In my case now, when my heaters start to show their age, I'll replace both with one tankless model. The exhaust flue will be the right size because I've just had my furnace replaced with an high efficiency model using it's own direct draft & vent. The existing B vent will then be the right size without the furnance adding into it.
Most installations don't have such friendly conditions.
I have one it works great. I use about $25.00 worth of propane each month for hot water and cooking. My only complaint is the extra six second wait for hot water.( three for the flow sensor and three to bring it up to temp) Two showers and some one doing dishes at the same time is not a problem. I got one because I have a big bath tub that I like full and hot.

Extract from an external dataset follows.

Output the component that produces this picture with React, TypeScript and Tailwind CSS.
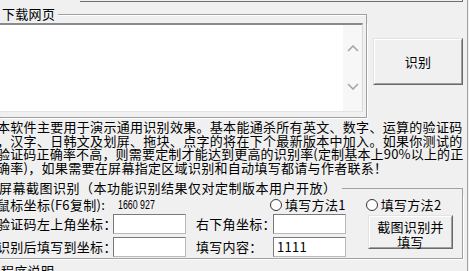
import React from "react";

function Sunken({ w, children }: { w: string; children?: React.ReactNode }) {
  return (
    <div className={`${w} h-[20px] border-t border-l border-t-[#7a7a7a] border-l-[#7a7a7a] border-b border-r border-b-[#b9b9b9] border-r-[#b9b9b9] bg-white flex items-center`}>
      {children}
    </div>
  );
}

function Radio({ label, gapLeft }: { label: string; gapLeft: string }) {
  return (
    <div className={`flex items-center ${gapLeft}`}>
      <div className="w-[12px] h-[12px] rounded-full border border-[#333333] bg-white" />
      <span className="ml-[3px] whitespace-nowrap">{label}</span>
    </div>
  );
}

export default function App() {
  return (
    <div className="w-[469px] h-[271px] overflow-hidden bg-[#f0f0f0] text-black text-[13px] tracking-[0.3px] font-['Noto_Sans_CJK_SC','Noto_Sans',sans-serif] flex">
      <div className="w-[467px] shrink-0 flex flex-col">
        {/* top strip */}
        <div className="h-[3px] shrink-0">
          <div className="ml-[80px] w-[383px] h-[2px] border-b border-r border-[#6e6e6e]" />
        </div>

        {/* 下载网页 section */}
        <div className="flex shrink-0">
          <div className="w-[367px] flex flex-col">
            <div className="flex h-[20px]">
              <span className="ml-[2px] leading-[22px] whitespace-nowrap">下载网页</span>
              <div className="flex-1 ml-[3px] mt-[11px] border-t border-r border-[#a0a0a0] shadow-[inset_0_1px_0_#ffffff]" />
            </div>
            <div className="border-r border-b border-[#a0a0a0] shadow-[1px_1px_0_#ffffff] pr-[3px] pb-[5px]">
              <div className="h-[89px] bg-white border-t-2 border-t-[#8a8a8a] border-r border-r-[#d9d9d9] border-b border-b-[#e3e3e3] flex justify-end">
                <div className="w-[19px] bg-[#f7f7f7] flex flex-col items-center">
                  <svg width="12" height="7" viewBox="0 0 12 7" className="mt-[20px]">
                    <polyline points="1,6 6,1 11,6" fill="none" stroke="#a6a6a6" strokeWidth="1.6" />
                  </svg>
                  <svg width="12" height="7" viewBox="0 0 12 7" className="mt-[31px]">
                    <polyline points="1,1 6,6 11,1" fill="none" stroke="#a6a6a6" strokeWidth="1.6" />
                  </svg>
                </div>
              </div>
            </div>
          </div>
          <div className="ml-[6px] mt-[35px]">
            <div className="w-[90px] h-[47px] border-t border-l border-t-[#e3e3e3] border-l-[#e3e3e3] border-b border-r border-b-[#696969] border-r-[#696969]">
              <div className="w-full h-full border-t border-l border-t-white border-l-white border-b border-r border-b-[#a0a0a0] border-r-[#a0a0a0] bg-[#f0f0f0] flex items-center justify-center">
                <span>识别</span>
              </div>
            </div>
          </div>
        </div>

        {/* description */}
        <div className="mt-[2px] ml-[-3px] leading-[13.5px] whitespace-nowrap">
          <div className="tracking-[0.3px]">本软件主要用于演示通用识别效果。基本能通杀所有英文、数字、运算的验证码</div>
          <div className="tracking-[0.3px]">，汉字、日韩文及划屏、拖块、点字的将在下个最新版本中加入。如果你测试的</div>
          <div className="tracking-[0.18px]">验证码正确率不高，则需要定制才能达到更高的识别率(定制基本上90%以上的正</div>
          <div className="tracking-[0.3px]">确率)，如果需要在屏幕指定区域识别和自动填写都请与作者联系！</div>
        </div>

        {/* 屏幕截图识别 group */}
        <div className="w-[463px] mt-[7px] flex flex-col shrink-0">
          <div className="flex h-[14px]">
            <span className="ml-[-1px] leading-[14px] whitespace-nowrap tracking-[0.5px]">屏幕截图识别（本功能识别结果仅对定制版本用户开放）</span>
            <div className="flex-1 ml-[5px] mt-[7px] border-t border-r border-[#a0a0a0]" />
          </div>
          <div className="border-r border-b border-[#a0a0a0] shadow-[1px_1px_0_#ffffff] pb-[1px]">
            {/* row 1 */}
            <div className="flex items-center h-[18px] mt-[1px]">
              <span className="w-[121px] ml-[-3px] whitespace-nowrap">鼠标坐标(F6复制):</span>
              <div className="w-[152px] flex items-center">
                <span className="inline-block whitespace-nowrap font-['Liberation_Sans',sans-serif] text-[13px] leading-[16px] tracking-normal [transform:scaleX(0.68)] origin-left">1660 927</span>
              </div>
              <Radio label="填写方法1" gapLeft="" />
              <Radio label="填写方法2" gapLeft="ml-[20px]" />
            </div>
            {/* rows 2-3 */}
            <div className="flex">
              <div className="flex flex-col gap-[3px]">
                <div className="flex items-center h-[20px]">
                  <span className="w-[116px] ml-[-3px] whitespace-nowrap">验证码左上角坐标：</span>
                  <Sunken w="w-[73px]" />
                  <span className="w-[77px] ml-[10px] whitespace-nowrap">右下角坐标：</span>
                  <Sunken w="w-[73px]" />
                </div>
                <div className="flex items-center h-[20px]">
                  <span className="w-[116px] ml-[-3px] whitespace-nowrap">识别后填写到坐标：</span>
                  <Sunken w="w-[73px]" />
                  <span className="w-[77px] ml-[10px] whitespace-nowrap">填写内容：</span>
                  <Sunken w="w-[73px]">
                    <span className="ml-[3px] leading-[16px]">1111</span>
                  </Sunken>
                </div>
              </div>
              <div className="ml-[22px] mt-[1px]">
                <div className="w-[85px] h-[34px] border-t border-l border-t-[#e3e3e3] border-l-[#e3e3e3] border-b border-r border-b-[#696969] border-r-[#696969]">
                  <div className="w-full h-full border-t border-l border-t-white border-l-white border-b border-r border-b-[#a0a0a0] border-r-[#a0a0a0] bg-[#f0f0f0] flex flex-col items-center justify-center leading-[14.5px] pt-[5px]">
                    <span>截图识别并</span>
                    <span>填写</span>
                  </div>
                </div>
              </div>
            </div>
          </div>
        </div>

        {/* 程序说明 */}
        <div className="mt-[5px] ml-[1px] leading-[14px] whitespace-nowrap">程序说明</div>
      </div>
      <div className="w-px h-full bg-[#a0a0a0] shrink-0" />
      <div className="flex-1 h-full bg-[#f0f0f0]" />
    </div>
  );
}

What make and model is your heater? I am considering putting one in a house I am building, for a variety of reasons (efficiency- use as a summer and weekend home, space savings, easy to winterize).
Mike Fitz
TAKAGI Model TK-1 I think Home Depot sells them now. http://www.takagi.com
What's the low flow rate for that model? Meaning at what flow does the thing fire up?
This is a frequent question. There are definite disadvantages to tankless water heaters. Check the archives, there are many long discussions on this over the past two years. You'll find a lot to read.
Len, listened to a bit of spiel from a Bosch rep just yesterday & I believe they have a 10 or 12 year warranty on their gas heaters.